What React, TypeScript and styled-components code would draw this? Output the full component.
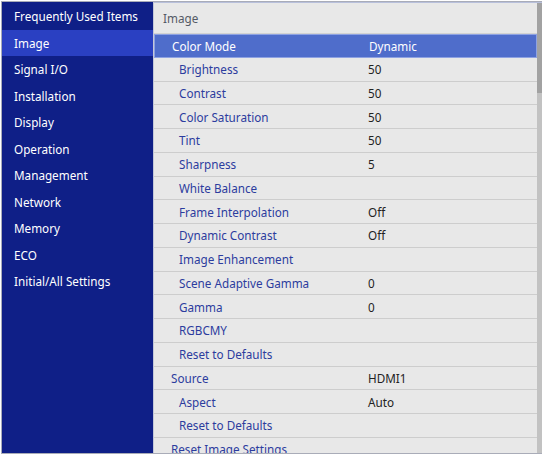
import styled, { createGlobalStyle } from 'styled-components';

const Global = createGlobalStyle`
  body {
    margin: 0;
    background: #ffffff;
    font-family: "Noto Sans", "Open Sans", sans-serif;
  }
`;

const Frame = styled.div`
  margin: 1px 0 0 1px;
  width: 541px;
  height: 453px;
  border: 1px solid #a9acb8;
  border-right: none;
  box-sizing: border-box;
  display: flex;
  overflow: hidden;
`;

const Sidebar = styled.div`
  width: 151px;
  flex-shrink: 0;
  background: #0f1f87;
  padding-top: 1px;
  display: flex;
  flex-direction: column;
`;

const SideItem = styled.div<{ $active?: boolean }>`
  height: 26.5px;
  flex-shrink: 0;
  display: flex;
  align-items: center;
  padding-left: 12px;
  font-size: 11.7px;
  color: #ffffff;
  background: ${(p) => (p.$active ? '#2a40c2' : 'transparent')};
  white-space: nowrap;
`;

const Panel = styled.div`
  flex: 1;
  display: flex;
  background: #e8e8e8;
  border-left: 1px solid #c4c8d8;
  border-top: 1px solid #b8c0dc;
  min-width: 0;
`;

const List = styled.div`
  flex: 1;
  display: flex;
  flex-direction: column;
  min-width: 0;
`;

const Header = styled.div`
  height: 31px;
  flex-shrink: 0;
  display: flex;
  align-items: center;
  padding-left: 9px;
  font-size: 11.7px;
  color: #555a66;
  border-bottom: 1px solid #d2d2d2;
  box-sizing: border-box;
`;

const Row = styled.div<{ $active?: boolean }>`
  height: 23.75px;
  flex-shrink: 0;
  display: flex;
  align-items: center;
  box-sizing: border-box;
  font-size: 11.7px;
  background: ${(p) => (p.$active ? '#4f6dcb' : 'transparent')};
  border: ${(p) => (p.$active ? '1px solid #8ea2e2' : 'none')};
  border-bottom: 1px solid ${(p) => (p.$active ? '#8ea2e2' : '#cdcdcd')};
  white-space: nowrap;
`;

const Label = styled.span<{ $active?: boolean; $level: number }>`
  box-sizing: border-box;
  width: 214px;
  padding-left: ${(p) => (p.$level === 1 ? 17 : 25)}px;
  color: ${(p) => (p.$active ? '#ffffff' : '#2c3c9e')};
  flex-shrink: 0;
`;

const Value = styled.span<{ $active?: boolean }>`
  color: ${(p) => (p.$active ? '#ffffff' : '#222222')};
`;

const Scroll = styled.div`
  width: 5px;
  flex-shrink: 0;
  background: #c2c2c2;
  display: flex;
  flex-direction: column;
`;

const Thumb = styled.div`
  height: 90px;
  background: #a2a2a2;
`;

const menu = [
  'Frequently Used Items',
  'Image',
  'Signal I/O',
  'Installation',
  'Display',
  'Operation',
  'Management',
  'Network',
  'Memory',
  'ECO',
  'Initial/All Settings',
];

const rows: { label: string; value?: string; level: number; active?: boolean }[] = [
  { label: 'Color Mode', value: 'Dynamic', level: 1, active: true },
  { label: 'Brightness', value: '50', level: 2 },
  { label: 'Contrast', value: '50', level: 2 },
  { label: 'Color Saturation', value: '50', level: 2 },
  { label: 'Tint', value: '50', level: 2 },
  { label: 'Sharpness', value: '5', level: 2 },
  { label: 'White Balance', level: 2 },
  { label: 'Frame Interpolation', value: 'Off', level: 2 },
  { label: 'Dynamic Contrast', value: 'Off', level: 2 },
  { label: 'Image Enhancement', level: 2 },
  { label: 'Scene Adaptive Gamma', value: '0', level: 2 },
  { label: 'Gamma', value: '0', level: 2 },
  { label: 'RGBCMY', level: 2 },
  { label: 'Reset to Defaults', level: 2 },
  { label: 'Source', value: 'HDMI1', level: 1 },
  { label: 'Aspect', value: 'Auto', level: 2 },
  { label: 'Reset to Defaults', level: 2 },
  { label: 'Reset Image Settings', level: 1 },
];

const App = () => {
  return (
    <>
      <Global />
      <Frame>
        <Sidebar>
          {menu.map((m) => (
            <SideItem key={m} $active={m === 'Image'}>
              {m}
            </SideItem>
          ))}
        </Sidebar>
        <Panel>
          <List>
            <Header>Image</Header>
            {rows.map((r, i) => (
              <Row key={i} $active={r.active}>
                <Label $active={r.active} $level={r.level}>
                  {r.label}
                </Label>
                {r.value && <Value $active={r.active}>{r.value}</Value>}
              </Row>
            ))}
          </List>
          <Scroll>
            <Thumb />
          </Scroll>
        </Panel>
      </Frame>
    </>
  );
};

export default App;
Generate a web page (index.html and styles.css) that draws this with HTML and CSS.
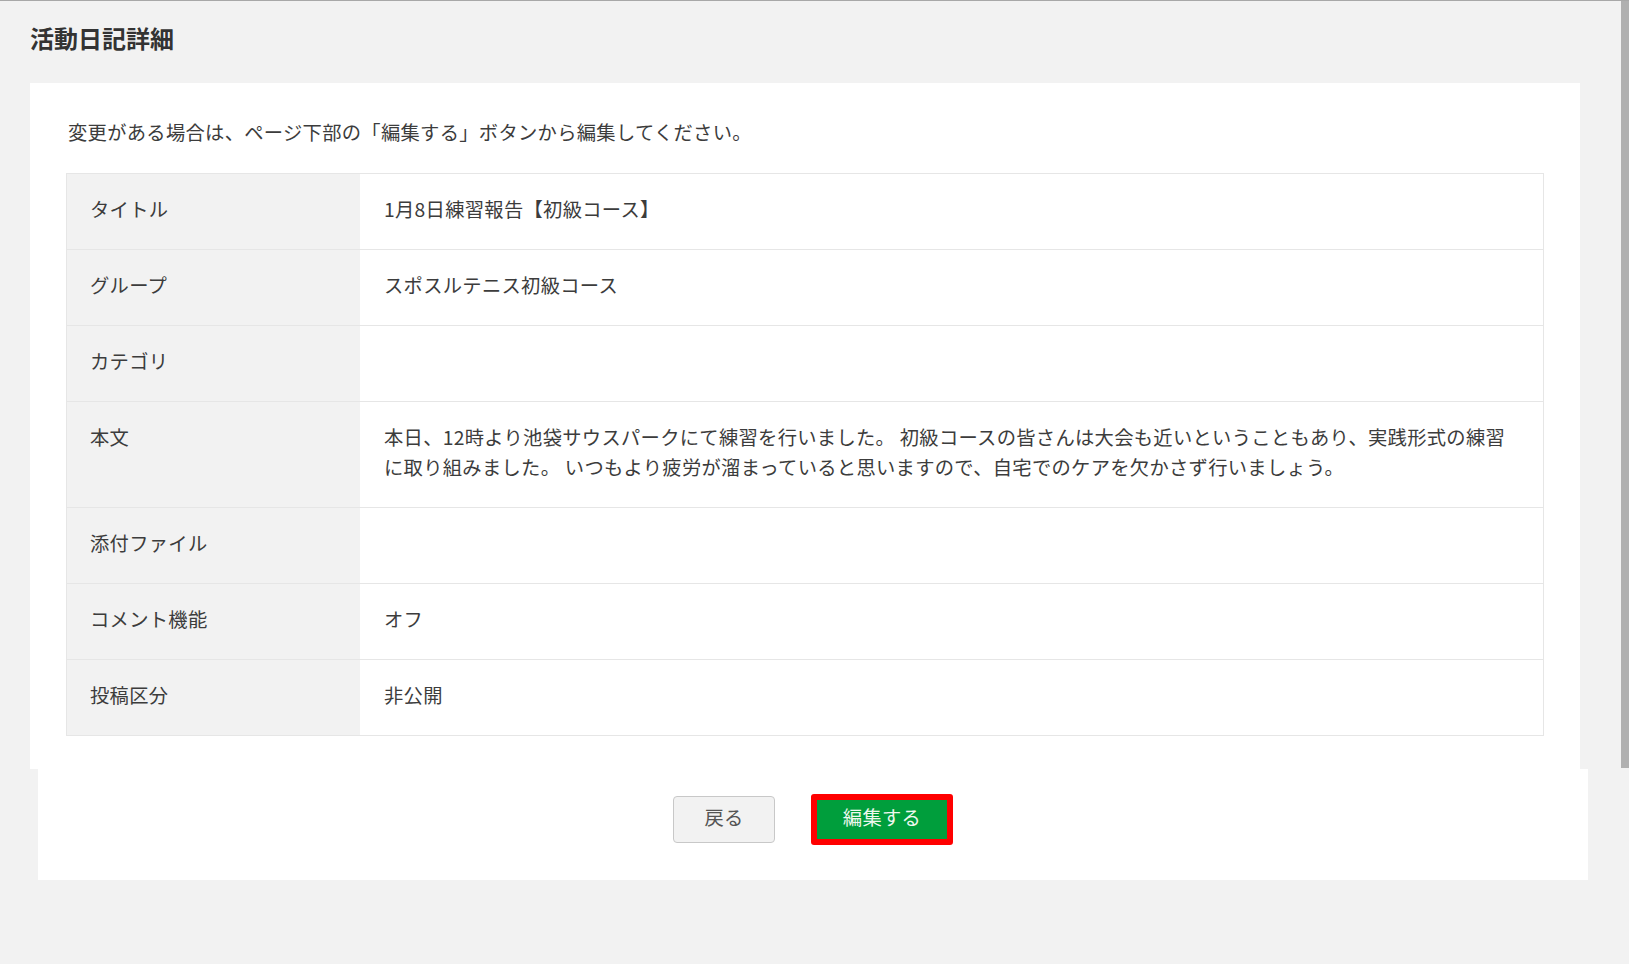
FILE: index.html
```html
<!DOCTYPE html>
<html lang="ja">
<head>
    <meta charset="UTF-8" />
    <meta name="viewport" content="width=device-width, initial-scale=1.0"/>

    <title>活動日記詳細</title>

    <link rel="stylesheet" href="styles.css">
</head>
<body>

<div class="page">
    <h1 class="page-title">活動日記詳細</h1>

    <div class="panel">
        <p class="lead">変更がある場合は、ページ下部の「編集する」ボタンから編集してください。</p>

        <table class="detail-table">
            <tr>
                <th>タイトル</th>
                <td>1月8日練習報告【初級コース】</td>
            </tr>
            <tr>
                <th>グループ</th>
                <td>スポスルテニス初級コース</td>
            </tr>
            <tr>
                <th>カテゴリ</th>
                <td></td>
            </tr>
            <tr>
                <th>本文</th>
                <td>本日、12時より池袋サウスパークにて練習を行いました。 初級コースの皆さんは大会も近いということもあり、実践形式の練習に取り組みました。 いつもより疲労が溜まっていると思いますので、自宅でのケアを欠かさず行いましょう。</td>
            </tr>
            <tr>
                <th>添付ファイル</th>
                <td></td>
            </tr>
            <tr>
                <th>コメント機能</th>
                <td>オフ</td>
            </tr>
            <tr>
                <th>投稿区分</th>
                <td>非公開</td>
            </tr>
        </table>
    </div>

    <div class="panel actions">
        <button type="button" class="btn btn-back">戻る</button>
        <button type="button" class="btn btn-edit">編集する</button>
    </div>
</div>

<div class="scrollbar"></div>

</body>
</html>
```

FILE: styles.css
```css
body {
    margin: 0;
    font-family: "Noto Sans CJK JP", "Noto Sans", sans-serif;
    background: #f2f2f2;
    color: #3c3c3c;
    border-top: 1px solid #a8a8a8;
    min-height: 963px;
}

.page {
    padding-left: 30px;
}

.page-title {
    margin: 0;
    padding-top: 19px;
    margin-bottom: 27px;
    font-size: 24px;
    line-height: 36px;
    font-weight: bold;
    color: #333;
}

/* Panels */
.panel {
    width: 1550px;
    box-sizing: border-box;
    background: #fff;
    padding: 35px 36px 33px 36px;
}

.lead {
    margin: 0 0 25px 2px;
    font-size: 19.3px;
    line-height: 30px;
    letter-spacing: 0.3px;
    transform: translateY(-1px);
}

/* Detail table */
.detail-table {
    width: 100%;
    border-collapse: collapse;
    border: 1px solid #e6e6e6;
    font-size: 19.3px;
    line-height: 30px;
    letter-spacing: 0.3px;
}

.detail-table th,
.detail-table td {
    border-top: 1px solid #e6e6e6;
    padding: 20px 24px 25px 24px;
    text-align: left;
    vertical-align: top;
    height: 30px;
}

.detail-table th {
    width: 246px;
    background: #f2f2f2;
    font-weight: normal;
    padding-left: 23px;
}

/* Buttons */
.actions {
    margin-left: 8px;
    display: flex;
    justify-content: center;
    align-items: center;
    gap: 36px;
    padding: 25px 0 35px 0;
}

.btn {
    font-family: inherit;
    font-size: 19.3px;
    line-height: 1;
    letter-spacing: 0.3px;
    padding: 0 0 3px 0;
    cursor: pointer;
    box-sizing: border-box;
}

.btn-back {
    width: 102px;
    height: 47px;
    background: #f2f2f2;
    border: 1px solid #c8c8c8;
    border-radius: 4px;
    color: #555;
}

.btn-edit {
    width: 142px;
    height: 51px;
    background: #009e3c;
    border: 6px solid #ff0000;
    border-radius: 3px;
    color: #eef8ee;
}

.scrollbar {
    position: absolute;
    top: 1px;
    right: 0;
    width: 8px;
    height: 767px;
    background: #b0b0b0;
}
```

--

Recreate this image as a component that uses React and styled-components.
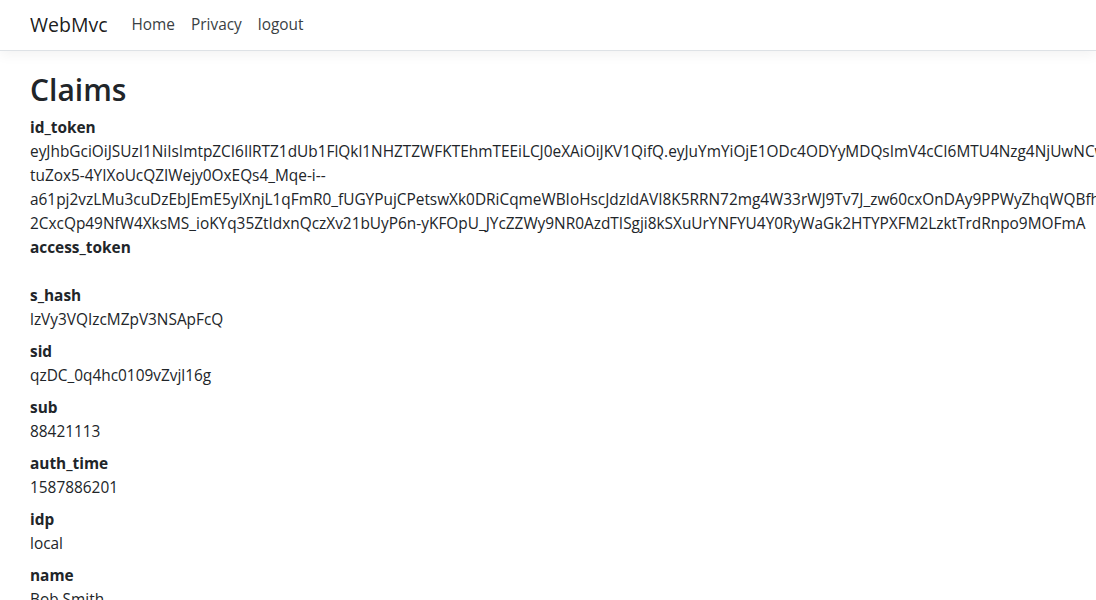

...

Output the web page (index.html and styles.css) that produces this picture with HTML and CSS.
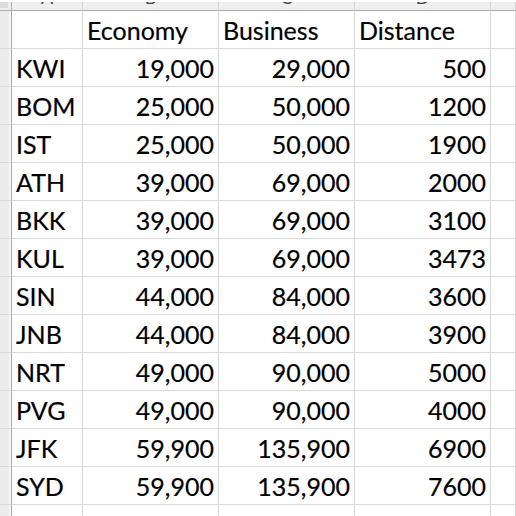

= DO THIS =
Select, from the listing, all lines that include the word "styles".

= SOLUTION =
Generate a web page (index.html and styles.css) that draws this with HTML and CSS.
    <link rel="stylesheet" href="styles.css">
FILE: styles.css
Output the web page (index.html and styles.css) that produces this picture with HTML and CSS.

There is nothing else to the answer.